半数以上が郷に行けば郷に従うで、お年寄りがいた場合は「その国の文化があるから尊重する立場をとる」と話し、数名が「日本の文化も韓国の人に伝えることで、自分たちの文化を貫く。」と話し、2名が「相手が自分の国の文化をめっちゃ大切にしているのであれば、それに従うし、そこまで大切にしていないのであれば、日本の文化を取り入れてもいいかな。」と話していました。
次にマサイ族の事例で考えました。
「20歳になり、マサイ族が村でいる村で3年間活動をすることになりました。その時にあなたはどのようなスタンスを取りますか?」
▶︎ マサイ族の人々は、挨拶として他の人の手につばを吐くんだ。
ここでは、ほとんどの児童が「受け入れることはできない。」というスタンスをとっていました。先ほどはその国の文化があるから尊重する立場をとっていた人は、「自分自身が受け入れられないこともある。」と話していました。
▶︎ サウジアラビアの夫は、妻が夫より前を歩くという理由で、妻を離婚したんだ。
最後はサウジアラビアの事例で考えました。
「サウジアラビアに住んでいて運命的な出会いがあり結婚をすることになりました。その時にあなたはどのようなスタンスを取りますか?」
これについては、「ポジティブに考えれば、男性が女性を守ってくれることでもあるので受け入れる。」「もし外を歩くときだけであれば受けれられるし、日常生活もずっと男性の方をリスペクトしないといけないなら受け入れられない。
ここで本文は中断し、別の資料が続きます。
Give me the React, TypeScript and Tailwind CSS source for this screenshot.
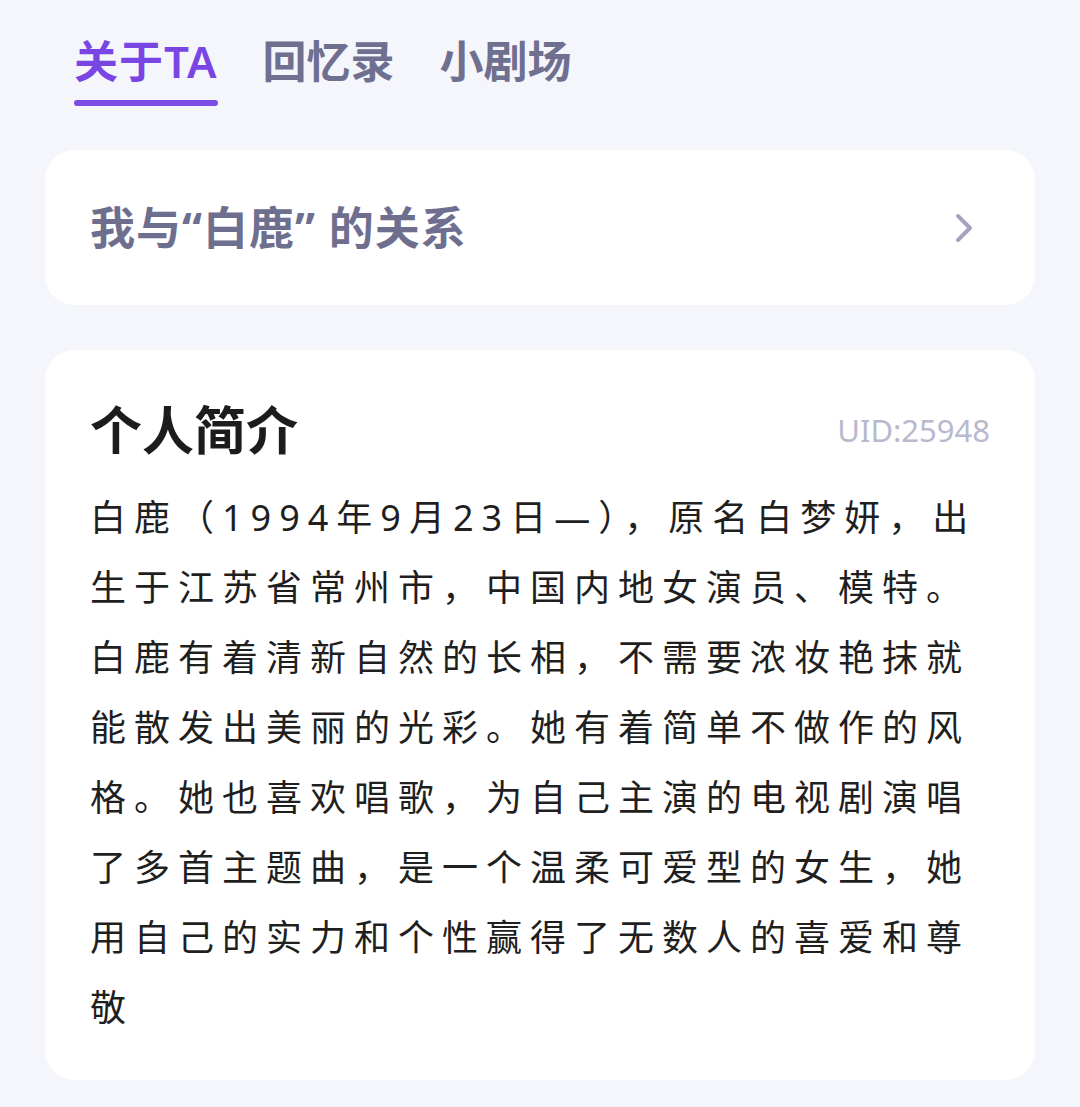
import React from 'react'

const tabs = [
  { label: '关于TA', active: true },
  { label: '回忆录', active: false },
  { label: '小剧场', active: false },
]

const intro = [
  '白鹿（1994年9月23日—），原名白梦妍，出',
  '生于江苏省常州市，中国内地女演员、模特。',
  '白鹿有着清新自然的长相，不需要浓妆艳抹就',
  '能散发出美丽的光彩。她有着简单不做作的风',
  '格。她也喜欢唱歌，为自己主演的电视剧演唱',
  '了多首主题曲，是一个温柔可爱型的女生，她',
  '用自己的实力和个性赢得了无数人的喜爱和尊',
  '敬',
]

const App = () => {
  return (
    <div className="min-h-[1107px] w-[1080px] bg-[#f5f6fc] px-[45px] pt-[36px] font-['Noto_Sans','Noto_Sans_CJK_SC',sans-serif]">
      {/* tabs */}
      <div className="flex gap-[45px] pl-[29px]">
        {tabs.map((t) => (
          <div key={t.label} className="flex flex-col">
            <span
              className={
                t.active
                  ? 'text-[44px] font-semibold leading-[50px] tracking-[1px] text-[#7a46e3]'
                  : 'text-[44px] font-semibold leading-[50px] text-[#6f7090]'
              }
            >
              {t.label}
            </span>
            <div className={t.active ? 'mt-[14px] h-[6px] rounded-full bg-[#7b4ce6]' : 'mt-[14px] h-[6px]'} />
          </div>
        ))}
      </div>

      {/* relation */}
      <div className="mt-[44px] flex h-[155px] items-center justify-between rounded-[30px] bg-white pl-[45px] pr-[62px]">
        <span className="text-[45px] font-bold tracking-[1px] text-[#6e6f8f]">我与“白鹿” 的关系</span>
        <svg width="18" height="30" viewBox="0 0 18 30" fill="none">
          <path d="M3 3l12 12-12 12" stroke="#a4a4c0" strokeWidth={4} strokeLinecap="round" strokeLinejoin="round" />
        </svg>
      </div>

      {/* intro */}
      <div className="mt-[45px] rounded-[30px] bg-white px-[45px] pb-[37px] pt-[50px]">
        <div className="flex items-center justify-between">
          <h2 className="text-[52px] font-bold leading-[60px] text-[#1c1c1e]">个人简介</h2>
          <span className="text-[31px] leading-[60px] text-[#b8b9cd]">UID:25948</span>
        </div>
        <div className="mt-[23px] text-[36px] leading-[70px] tracking-[8px] text-[#1f1f1f]">
          {intro.map((line, i) => (
            <div key={i} className="whitespace-nowrap">{line}</div>
          ))}
        </div>
      </div>
    </div>
  )
}

export default App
」という意見が出てきました。
ここまでのワークを通して「私たちは異なる文化と出会ったときに、私たちはどうしたいいのか?全て受け入れないといけないのか?自分たちの正しさや価値観をどのように伝えたらいいのか?そもそも伝えることっていいのか?」色々な疑問が浮かび上がってきたところで、「文化相対主義」という考え方を取り入れるためのワークを行いました。
Work3「文化相対主義」について考える
ここで3人のグループを作り、上の資料を読み合って「文化相対主義」について考えたことをグループごとにまとめてシェアを行いました。
・差別の逆
・文化の受け入れ
・色々な文化を尊重しても良いと思う
・自分の国だけじゃない国の良さが出てると思う
・あり得ないと思っても他の国では普通のことを受け入れているのが難しいと思った。
・色々な文化がるということ
・自分たちの文化だけじゃないということ
・文化を受け入れるのは難しいと思った
・どんな文化でも「色々な考え方があるよね!」と受けれること
・どんな文化でも優れていたり、劣っていたりすることはないから「受け入れない」のではなく、まずは文化と向き合う必要があること
・文化一つ一つに自分の視点と他の視点でも考えてみること
・自分が嫌だと思うことがあるが意見を聞いた方がいいこと
・違う国の文化を受け入れる
・文化相対主義を受け入れることで自分が我慢しないといけないなら自分にCaringできないのでは?
・その文化を最初から受け入れられないと決めるのではなく、まずやってみたり理解することが大事だと思った!
・唾を吐いて挨拶する時に人の手につけるのは文化として受け入れられるけど、5番は差別とも関係しているので、唾を吐く挨拶よりは受け入れられない
・一夫多妻制が一般的だと書いてあるけど、それが文化になっているのは...
Work4「社会の中にある無自覚の差別の事例」
この記事を読んでグループに分かれて、リサーチに取り組みます。
・イスラム教の人は何に困っているんだろう?
・イスラム教の人はどんな理解を求めているんだろう?
・なぜ、このような問題が起きているんだろう?
・どうすればこの問題を乗り越えられるんだろう?(具体的なアイデア)
子どもたちの探究は続いていきます。